Just how much does pharma really pay for drug research and development, how does that actually stack up as a percentage of sales and who covers the bill for basic drug research?
The US Government Accountability Office (GAO) took that task on and came up with some intriguing numbers that say a lot about the size of the R&D industry and some key underlying trends behind the spend. One figure demonstrating how personal healthcare spending grew from 7% in the ’90s to 12%, almost doubling in the process, also underscores why drug pricing has become a hot political issue that shows no sign of waning.
While checking a variety of sources, the GAO researchers zeroed in heavily on the number crunching done by the National Science Foundation on the R&D spending reported by US pharma companies and the US-based R&D done by overseas companies. Between 2008 and 2014, when it had a full set of numbers to look at, the hard dollars spent jumped from $82 billion to $89 billion, a hike of 8.5%.

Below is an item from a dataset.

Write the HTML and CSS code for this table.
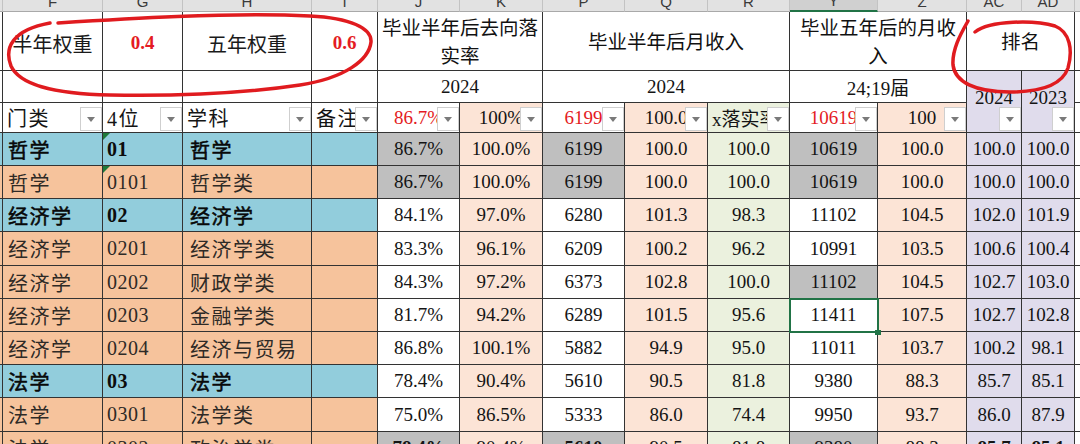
FILE: index.html
```html
<!DOCTYPE html>
<html lang="zh">
<head>
<meta charset="utf-8">
<title>Sheet</title>
<link rel="stylesheet" href="styles.css">
</head>
<body>
<div class="page">
<div class="sheet">
  <!-- column letters -->
  <div class="hd"></div>
  <div class="hd"><span>F</span></div>
  <div class="hd"><span>G</span></div>
  <div class="hd"><span>H</span></div>
  <div class="hd"><span>I</span></div>
  <div class="hd"><span>J</span></div>
  <div class="hd"><span>K</span></div>
  <div class="hd"><span>P</span></div>
  <div class="hd"><span>Q</span></div>
  <div class="hd"><span>R</span></div>
  <div class="hd hsel"><span>Y</span></div>
  <div class="hd"><span>Z</span></div>
  <div class="hd"><span>AC</span></div>
  <div class="hd"><span>AD</span></div>
  <div class="hd"></div>

  <!-- row 1 -->
  <div class="c"></div>
  <div class="c wt r1">半年权重</div>
  <div class="c red bd r1">0.4</div>
  <div class="c wt r1">五年权重</div>
  <div class="c red bd r1">0.6</div>
  <div class="c ttl s2">毕业半年后去向落<br>实率</div>
  <div class="c ttl s3">毕业半年后月收入</div>
  <div class="c ttl s2">毕业五年后的月收<br>入</div>
  <div class="c ttl s2">排名</div>
  <div class="c"></div>

  <!-- row 2 -->
  <div class="c"></div>
  <div class="c"></div>
  <div class="c"></div>
  <div class="c"></div>
  <div class="c"></div>
  <div class="c s2">2024</div>
  <div class="c s3">2024</div>
  <div class="c s2">24;19届</div>
  <div class="c lv r2 yr">2024<span class="dd"></span></div>
  <div class="c lv r2 yr">2023<span class="dd"></span></div>
  <div class="c"></div>

  <!-- row 3: filters -->
  <div class="c"></div>
  <div class="c l2 cj">门类<span class="dd"></span></div>
  <div class="c l2 cj">4位<span class="dd"></span></div>
  <div class="c l2 cj">学科<span class="dd"></span></div>
  <div class="c l2 cj">备注<span class="dd"></span></div>
  <div class="c red">86.7%<span class="dd"></span></div>
  <div class="c pe">100%<span class="dd"></span></div>
  <div class="c red">6199<span class="dd"></span></div>
  <div class="c pe">100.0<span class="dd"></span></div>
  <div class="c gr l2">x落实率<span class="dd"></span></div>
  <div class="c red">10619<span class="dd"></span></div>
  <div class="c pe">100<span class="dd"></span></div>
  <div class="c"></div>

  <!-- 哲学 01 -->
  <div class="c bl"></div>
  <div class="c bl f cj md">哲学</div>
  <div class="c bl g bd tri">01</div>
  <div class="c bl h cj md">哲学</div>
  <div class="c bl"></div>
  <div class="c gy">86.7%</div>
  <div class="c pe">100.0%</div>
  <div class="c gy">6199</div>
  <div class="c pe">100.0</div>
  <div class="c gr">100.0</div>
  <div class="c gy">10619</div>
  <div class="c pe">100.0</div>
  <div class="c lv">100.0</div>
  <div class="c lv">100.0</div>
  <div class="c"></div>

  <!-- 哲学 0101 -->
  <div class="c or"></div>
  <div class="c or f cj">哲学</div>
  <div class="c or g tri">0101</div>
  <div class="c or h cj">哲学类</div>
  <div class="c or"></div>
  <div class="c gy">86.7%</div>
  <div class="c pe">100.0%</div>
  <div class="c gy">6199</div>
  <div class="c pe">100.0</div>
  <div class="c gr">100.0</div>
  <div class="c gy">10619</div>
  <div class="c pe">100.0</div>
  <div class="c lv">100.0</div>
  <div class="c lv">100.0</div>
  <div class="c"></div>

  <!-- 经济学 02 -->
  <div class="c bl"></div>
  <div class="c bl f cj md">经济学</div>
  <div class="c bl g bd">02</div>
  <div class="c bl h cj md">经济学</div>
  <div class="c bl"></div>
  <div class="c">84.1%</div>
  <div class="c pe">97.0%</div>
  <div class="c">6280</div>
  <div class="c pe">101.3</div>
  <div class="c gr">98.3</div>
  <div class="c">11102</div>
  <div class="c pe">104.5</div>
  <div class="c lv">102.0</div>
  <div class="c lv">101.9</div>
  <div class="c"></div>

  <!-- 0201 -->
  <div class="c or"></div>
  <div class="c or f cj">经济学</div>
  <div class="c or g">0201</div>
  <div class="c or h cj">经济学类</div>
  <div class="c or"></div>
  <div class="c">83.3%</div>
  <div class="c pe">96.1%</div>
  <div class="c">6209</div>
  <div class="c pe">100.2</div>
  <div class="c gr">96.2</div>
  <div class="c">10991</div>
  <div class="c pe">103.5</div>
  <div class="c lv">100.6</div>
  <div class="c lv">100.4</div>
  <div class="c"></div>

  <!-- 0202 -->
  <div class="c or"></div>
  <div class="c or f cj">经济学</div>
  <div class="c or g">0202</div>
  <div class="c or h cj">财政学类</div>
  <div class="c or"></div>
  <div class="c">84.3%</div>
  <div class="c pe">97.2%</div>
  <div class="c">6373</div>
  <div class="c pe">102.8</div>
  <div class="c gr">100.0</div>
  <div class="c gy">11102</div>
  <div class="c pe">104.5</div>
  <div class="c lv">102.7</div>
  <div class="c lv">103.0</div>
  <div class="c"></div>

  <!-- 0203 -->
  <div class="c or"></div>
  <div class="c or f cj">经济学</div>
  <div class="c or g">0203</div>
  <div class="c or h cj">金融学类</div>
  <div class="c or"></div>
  <div class="c">81.7%</div>
  <div class="c pe">94.2%</div>
  <div class="c">6289</div>
  <div class="c pe">101.5</div>
  <div class="c gr">95.6</div>
  <div class="c sel">11411</div>
  <div class="c pe">107.5</div>
  <div class="c lv">102.7</div>
  <div class="c lv">102.8</div>
  <div class="c"></div>

  <!-- 0204 -->
  <div class="c or"></div>
  <div class="c or f cj">经济学</div>
  <div class="c or g">0204</div>
  <div class="c or h cj">经济与贸易</div>
  <div class="c or"></div>
  <div class="c">86.8%</div>
  <div class="c pe">100.1%</div>
  <div class="c">5882</div>
  <div class="c pe">94.9</div>
  <div class="c gr">95.0</div>
  <div class="c">11011</div>
  <div class="c pe">103.7</div>
  <div class="c lv">100.2</div>
  <div class="c lv">98.1</div>
  <div class="c"></div>

  <!-- 法学 03 -->
  <div class="c bl"></div>
  <div class="c bl f cj md">法学</div>
  <div class="c bl g bd">03</div>
  <div class="c bl h cj md">法学</div>
  <div class="c bl"></div>
  <div class="c">78.4%</div>
  <div class="c pe">90.4%</div>
  <div class="c">5610</div>
  <div class="c pe">90.5</div>
  <div class="c gr">81.8</div>
  <div class="c">9380</div>
  <div class="c pe">88.3</div>
  <div class="c lv">85.7</div>
  <div class="c lv">85.1</div>
  <div class="c"></div>

  <!-- 0301 -->
  <div class="c or"></div>
  <div class="c or f cj">法学</div>
  <div class="c or g">0301</div>
  <div class="c or h cj">法学类</div>
  <div class="c or"></div>
  <div class="c">75.0%</div>
  <div class="c pe">86.5%</div>
  <div class="c">5333</div>
  <div class="c pe">86.0</div>
  <div class="c gr">74.4</div>
  <div class="c">9950</div>
  <div class="c pe">93.7</div>
  <div class="c lv">86.0</div>
  <div class="c lv">87.9</div>
  <div class="c"></div>

  <!-- 0302 -->
  <div class="c or"></div>
  <div class="c or f cj">法学</div>
  <div class="c or g">0302</div>
  <div class="c or h cj">政治学类</div>
  <div class="c or"></div>
  <div class="c gy bd">78.4%</div>
  <div class="c pe">90.4%</div>
  <div class="c gy bd">5610</div>
  <div class="c pe">90.5</div>
  <div class="c gr">81.8</div>
  <div class="c gy">9380</div>
  <div class="c pe">88.3</div>
  <div class="c lv bd">85.7</div>
  <div class="c lv bd">85.1</div>
  <div class="c"></div>
</div>

<svg class="ink" width="1080" height="444" viewBox="0 0 1080 444" aria-hidden="true">
  <path d="M58 23 C120 19 230 12 310 16 C350 18 372 28 371 42 C369 60 345 78 300 85 C240 94 170 96 110 95 C60 94 20 86 11 66 C4 48 12 30 50 23"/>
  <path d="M968 21 C960 35 952 50 953 65 C955 82 975 92 1010 92 C1040 92 1062 85 1068 68 C1073 50 1070 32 1055 26 C1035 20 990 20 975 32"/>
</svg>
</div>
</body>
</html>
```

FILE: styles.css
```css
html, body {
  margin: 0;
  padding: 0;
  background: #ffffff;
  overflow: hidden;
}

body {
  width: 1080px;
  height: 444px;
  font-family: "Liberation Serif", "Noto Sans CJK SC", serif;
}

.page {
  position: relative;
  width: 1080px;
  height: 444px;
  overflow: hidden;
}

.sheet {
  display: grid;
  grid-template-columns: 3px 100px 80px 129px 66px 82px 83px 82px 83px 82px 88px 89px 55px 53px 40px;
  grid-template-rows: 12px 59px 32px 30px 33px 33px 33px 34px 33px 33px 33px 33px 34px 33px;
  width: 1115px;
}

/* column letter header */
.hd {
  background: #e2e2e2;
  border-right: 1px solid #c3c3c3;
  border-bottom: 1px solid #a9a9a9;
  display: flex;
  justify-content: center;
  align-items: flex-end;
  overflow: hidden;
  font-family: "Liberation Sans", sans-serif;
  font-size: 15px;
  color: #3a3a3a;
}

.hd span {
  line-height: 15px;
  margin-bottom: 2px;
}

.hsel {
  background: #d0d0d0;
  border-bottom: 2px solid #217346;
}

/* cells */
.c {
  border-right: 1px solid #333333;
  border-bottom: 1px solid #333333;
  display: flex;
  align-items: center;
  justify-content: center;
  overflow: hidden;
  white-space: nowrap;
  position: relative;
  font-size: 19px;
  color: #141414;
  background: #ffffff;
}

.s2 { grid-column: span 2; }
.s3 { grid-column: span 3; }
.r2 { grid-row: span 2; }

.r1 { padding-top: 4px; }

.ttl {
  font-family: "Noto Sans CJK SC", sans-serif;
  font-size: 19.5px;
  line-height: 28px;
  text-align: center;
  white-space: normal;
  color: #111111;
}

.wt {
  font-family: "Noto Sans CJK SC", sans-serif;
  font-size: 20px;
  color: #1a1a1a;
}

.red { color: #e41b23; }
.bd { font-weight: bold; }
.md {
  font-weight: 400;
  color: #000000;
  -webkit-text-stroke: 0.5px #000000;
}

.yr {
  align-items: flex-start;
  padding-top: 16px;
}

.cj {
  font-size: 20px;
  letter-spacing: 1.5px;
}

.l2 {
  justify-content: flex-start;
  padding-left: 4px;
}

.f {
  justify-content: flex-start;
  padding-left: 5px;
}

.g {
  justify-content: flex-start;
  padding-left: 4px;
  font-size: 20px;
  letter-spacing: 0.5px;
}

.h {
  justify-content: flex-start;
  padding-left: 7px;
}

/* fills */
.bl { background: #92cddc; color: #0c0c0c; }
.or { background: #f6c39c; color: #2e2a26; }
.gy { background: #bfbfbf; }
.pe { background: #fce4d6; }
.gr { background: #ebf1de; }
.lv { background: #e0dcec; }

/* filter dropdown button */
.dd {
  position: absolute;
  right: 0;
  bottom: 1px;
  width: 22px;
  height: 24px;
  box-sizing: border-box;
  background: #ffffff;
  border: 1px solid #cfcfcf;
}

.dd::after {
  content: "";
  position: absolute;
  left: 6px;
  top: 9px;
  border-left: 4px solid transparent;
  border-right: 4px solid transparent;
  border-top: 5px solid #7a7a7a;
}

/* "number stored as text" marker */
.tri::before {
  content: "";
  position: absolute;
  left: 0;
  top: 0;
  border-top: 7px solid #1f7a3a;
  border-right: 7px solid transparent;
}

/* active cell */
.sel {
  overflow: visible;
  z-index: 2;
}

.sel::after {
  content: "";
  position: absolute;
  left: -1px;
  top: -1px;
  right: -2px;
  bottom: -2px;
  border: 2px solid #217346;
}

.sel::before {
  content: "";
  position: absolute;
  right: -4px;
  bottom: -4px;
  width: 6px;
  height: 5px;
  background: #217346;
  z-index: 3;
}

/* red hand-drawn circles */
.ink {
  position: absolute;
  left: 0;
  top: 0;
  pointer-events: none;
  z-index: 5;
}

.ink path {
  fill: none;
  stroke: #e01b1f;
  stroke-width: 3.5;
  stroke-linecap: round;
  stroke-linejoin: round;
}
```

This all was occurring while combined pharma and biotech sales soared from $534 billion in 2006 to $775 billion in 2016 — a 45% increase. But it’s also important to note that the biotech R&D numbers collected by the GAO gyrated radically from one year to the next, underscoring just how hard it is to track the spend by a wide range of smaller, often private, companies.
So how does the R&D spend relate to advertising and promotion, a subject that pharma critics in particular like to use to vex execs with? The report cites an estimate ranging from 11.5% to 14.2% for an average of 13% as the percentage of sales reserved for R&D cost. Those figures easily dwarf the 7.6% spent on advertising tracked by QuintilesIMS (now IQVIA), though the GAO notes that there are a variety of figures being batted around there.
There’s no question, says the GAO, that the NIH covers the bulk of the tab for basic research, with pharma clearly more interested in development than preclinical work.
Biomedical research took a definite hit in the period that the GAO covered, with NIH funding dropping 3.8%. The $26 billion in real dollars spent in 2014 was a steep drop from the $32 billion shelled out in 2010, underscoring the relative paucity of federal cash that has stirred widespread calls to do better.
The NIH allocated $13.6 billion for basic research in 2014, more than twice the $6.3 billion reported by pharma companies.
And as we’ve been tracking, outsourcing continues to gain a growing share of the R&D dollar. The government report notes that while 25% of research was farmed out by pharma in 2008, that figure grew to 35% in 2014.